12 de janeiro de 2011

Queda

O tempo dolorosamente contraído me apressa. Respiro sua afoiteza e permito que meu corpo seja inundado por seus reclames. Já não há como sustentar a espera. Resmungo a palavra. Tristes cápsulas desta presença que me consome. Tão farta delas, mas tão necessitada.

Disse outro dia de uma visita necessária. Será a última? Há uma placa caindo, no sonho. "Mais". Que faz-se menos.

Tanto tenho visitado, de fato, estas lembranças. Atualizam-se com uma força irreprimível. É preciso externar o pranto que ficara retido no emudecimento. No silêncio, a dor é cega.

Mais. Que ao cair, desvela a janela. A queda que precipita a visão. Que relança a possibilidade de olhar. É preciso abrir as cortinas, sair da penumbra. É preciso a coragem do olho.

(É preciso o despeito do ódio.)

Considero os riscos, hesito. É nebuloso ponderar de que adiante se trata. Tão banal quanto aterradora, a pergunta: que espero?

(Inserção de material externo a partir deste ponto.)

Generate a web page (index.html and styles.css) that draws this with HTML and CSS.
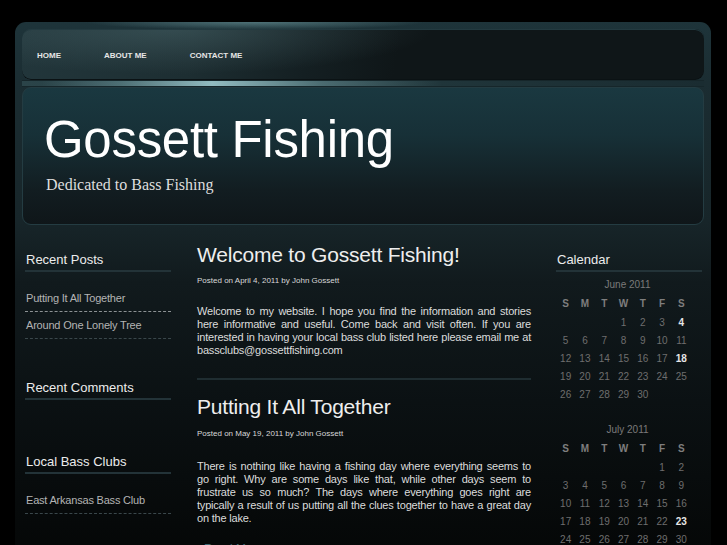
FILE: index.html
```html
<!DOCTYPE html>
<html lang="en">
<head>
<meta charset="utf-8">
<title>Gossett Fishing</title>
<link rel="stylesheet" href="styles.css">
</head>
<body>
<div class="page">
  <nav class="nav">
    <a class="nav-link" href="#">HOME</a>
    <a class="nav-link" href="#">ABOUT ME</a>
    <a class="nav-link" href="#">CONTACT ME</a>
  </nav>
  <div class="sheen"></div>
  <header class="header">
    <h1 class="site-title">Gossett Fishing</h1>
    <p class="tagline">Dedicated to Bass Fishing</p>
  </header>
  <div class="content">
    <aside class="sidebar">
      <section class="widget">
        <h3 class="widget-title">Recent Posts</h3>
        <ul class="widget-list">
          <li class="widget-item active"><a href="#">Putting It All Together</a></li>
          <li class="widget-item"><a href="#">Around One Lonely Tree</a></li>
        </ul>
      </section>
      <section class="widget widget-empty">
        <h3 class="widget-title">Recent Comments</h3>
      </section>
      <section class="widget">
        <h3 class="widget-title">Local Bass Clubs</h3>
        <ul class="widget-list">
          <li class="widget-item"><a href="#">East Arkansas Bass Club</a></li>
        </ul>
      </section>
    </aside>
    <main class="main">
      <article class="post">
        <h2 class="post-title">Welcome to Gossett Fishing!</h2>
        <div class="post-meta">Posted on April 4, 2011 by John Gossett</div>
        <p class="post-text">Welcome to my website. I hope you find the information and stories here informative and useful. Come back and visit often. If you are interested in having your local bass club listed here please email me at bassclubs@gossettfishing.com</p>
      </article>
      <article class="post">
        <h2 class="post-title">Putting It All Together</h2>
        <div class="post-meta">Posted on May 19, 2011 by John Gossett</div>
        <p class="post-text">There is nothing like having a fishing day where everything seems to go right. Why are some days like that, while other days seem to frustrate us so much? The days where everything goes right are typically a result of us putting all the clues together to have a great day on the lake.</p>
        <a class="read-more" href="#">Read More</a>
      </article>
    </main>
    <aside class="sidebar sidebar-right">
      <section class="widget">
        <h3 class="widget-title">Calendar</h3>
        <table class="cal">
          <caption>June 2011</caption>
          <thead><tr><th>S</th><th>M</th><th>T</th><th>W</th><th>T</th><th>F</th><th>S</th></tr></thead>
          <tbody>
            <tr><td></td><td></td><td></td><td>1</td><td>2</td><td>3</td><td class="has">4</td></tr>
            <tr><td>5</td><td>6</td><td>7</td><td>8</td><td>9</td><td>10</td><td>11</td></tr>
            <tr><td>12</td><td>13</td><td>14</td><td>15</td><td>16</td><td>17</td><td class="has">18</td></tr>
            <tr><td>19</td><td>20</td><td>21</td><td>22</td><td>23</td><td>24</td><td>25</td></tr>
            <tr><td>26</td><td>27</td><td>28</td><td>29</td><td>30</td><td></td><td></td></tr>
          </tbody>
        </table>
        <table class="cal cal-next">
          <caption>July 2011</caption>
          <thead><tr><th>S</th><th>M</th><th>T</th><th>W</th><th>T</th><th>F</th><th>S</th></tr></thead>
          <tbody>
            <tr><td></td><td></td><td></td><td></td><td></td><td>1</td><td>2</td></tr>
            <tr><td>3</td><td>4</td><td>5</td><td>6</td><td>7</td><td>8</td><td>9</td></tr>
            <tr><td>10</td><td>11</td><td>12</td><td>13</td><td>14</td><td>15</td><td>16</td></tr>
            <tr><td>17</td><td>18</td><td>19</td><td>20</td><td>21</td><td>22</td><td class="has">23</td></tr>
            <tr><td>24</td><td>25</td><td>26</td><td>27</td><td>28</td><td>29</td><td>30</td></tr>
          </tbody>
        </table>
      </section>
    </aside>
  </div>
</div>
</body>
</html>
```

FILE: styles.css
```css
html, body {
  margin: 0;
  padding: 0;
  background: #000;
  height: 545px;
  overflow: hidden;
}
body {
  font-family: "Liberation Sans", Arial, sans-serif;
  color: #ddd;
}
a { text-decoration: none; }

.page {
  margin: 22px 0 0 15px;
  width: 682px;
  min-height: 540px;
  padding: 7px;
  border-radius: 11px 11px 0 0;
  background:
    radial-gradient(ellipse 170px 8px at 240px 0, rgba(95, 135, 140, 0.75), rgba(95, 135, 140, 0) 100%),
    linear-gradient(180deg, #1e343a 0, #1b2d32 60px, #172529 200px, #111a1d 260px, #0b1113 380px, #050707 530px);
}

.nav {
  height: 51px;
  border-radius: 9px;
  display: flex;
  align-items: center;
  gap: 43px;
  padding: 2px 0 0 15px;
  box-sizing: border-box;
  background:
    radial-gradient(ellipse 260px 45px at 150px 0, rgba(80, 110, 115, 0.45), rgba(80, 110, 115, 0)),
    linear-gradient(100deg, #22363b 0%, #1d2e32 25%, #141f22 42%, #0f1618 55%, #0f1618 100%);
  box-shadow: inset 0 -1px 0 #0b1214, inset 0 1px 0 #233a40;
}
.nav-link {
  font-size: 8px;
  font-weight: bold;
  color: #e6e6e6;
  line-height: 10px;
}

.sheen {
  height: 7px;
  background:
    linear-gradient(90deg, rgba(150, 200, 206, 0) 20px, rgba(150, 200, 206, 0.35) 100px, rgba(165, 210, 215, 0.85) 190px, rgba(150, 200, 206, 0.35) 300px, rgba(150, 200, 206, 0) 420px),
    linear-gradient(90deg, #2b4449, #233a3f 40%, #1a2c31);
  box-shadow: inset 0 1px 0 #16262a, inset 0 -1px 0 #16262a;
}

.header {
  height: 138px;
  box-sizing: border-box;
  border: 1px solid #243c42;
  border-radius: 9px;
  padding: 26px 21px 0;
  background: linear-gradient(180deg, #1a3840 0%, #173037 35%, #121d21 75%, #0f1619 100%);
}
.site-title {
  margin: 0;
  font-size: 51px;
  line-height: 51px;
  font-weight: normal;
  letter-spacing: -0.3px;
  color: #fff;
}
.tagline {
  margin: 11px 0 0 2px;
  font-family: "Liberation Serif", "Times New Roman", serif;
  font-size: 16px;
  line-height: 18px;
  color: #dedede;
}

.content {
  display: flex;
  padding-left: 3px;
}
.sidebar {
  width: 146px;
  flex: none;
  padding-top: 27px;
}
.sidebar-right {
  margin-left: 25px;
}
.main {
  width: 334px;
  flex: none;
  margin-left: 26px;
  padding-top: 18px;
}

.widget {
  margin-bottom: 41px;
}
.widget-empty {
  padding-bottom: 13px;
}
.widget-title {
  margin: 0;
  font-size: 13px;
  line-height: 16px;
  font-weight: normal;
  color: #ececec;
  padding: 0 0 2px 1px;
  border-bottom: 2px solid #233338;
}
.widget-list {
  list-style: none;
  margin: 13px 0 0;
  padding: 0;
}
.widget-item {
  padding: 7px 0 6px 1px;
  border-bottom: 1px dashed #3a474b;
  font-size: 11px;
  line-height: 13px;
  letter-spacing: -0.2px;
}
.widget-item.active {
  border-bottom-color: #8c9294;
}
.widget-item a {
  color: #b4b4b4;
}

.post-title {
  margin: 0;
  font-size: 21px;
  line-height: 24px;
  font-weight: normal;
  letter-spacing: -0.2px;
  color: #eeeeee;
}
.post-meta {
  margin-top: 9px;
  font-size: 8px;
  line-height: 10px;
  color: #d8d8d8;
}
.post-text {
  margin: 19px 0 0;
  font-size: 11px;
  line-height: 13px;
  letter-spacing: -0.2px;
  text-align: justify;
  color: #dcdcdc;
}
.post + .post {
  margin-top: 21px;
  border-top: 2px solid #1f2d31;
  padding-top: 15px;
}
.post + .post .post-meta {
  margin-top: 10px;
}
.post + .post .post-text {
  margin-top: 21px;
}
.read-more {
  display: block;
  margin: 17px 0 0 7px;
  font-size: 12px;
  line-height: 14px;
  color: #3d6873;
}

.cal {
  width: 135px;
  table-layout: fixed;
  border-collapse: collapse;
  margin-top: 7px;
}
.cal-next {
  margin-top: 21px;
}
.cal caption {
  font-size: 10px;
  line-height: 12px;
  padding-bottom: 2px;
  color: #7a7a7a;
  text-align: center;
  padding-left: 8px;
}
.cal th {
  height: 20px;
  padding: 0;
  font-size: 10px;
  font-weight: bold;
  color: #7e7e7e;
  text-align: center;
}
.cal td {
  height: 18px;
  padding: 0;
  font-size: 10px;
  color: #6e6e6e;
  text-align: center;
}
.cal td.has {
  color: #e6e6e6;
  font-weight: bold;
}
```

Podia voltar, junto do mesmo, o novo que dá saudade. As músicas que não toquei. O que poderia ter sido e nunca foi. Para embalar o que foi e o que sou. Notas suaves como a brisa da manhã, cheirosas como pó de café, leves como a poeira que sofro em ver se acumular.

(Monte. Do latim montis. Elevação de terreno. Anagrama: ontem)

Queda e subida. Queda e o olho que abre. Voz grave, olho agudo.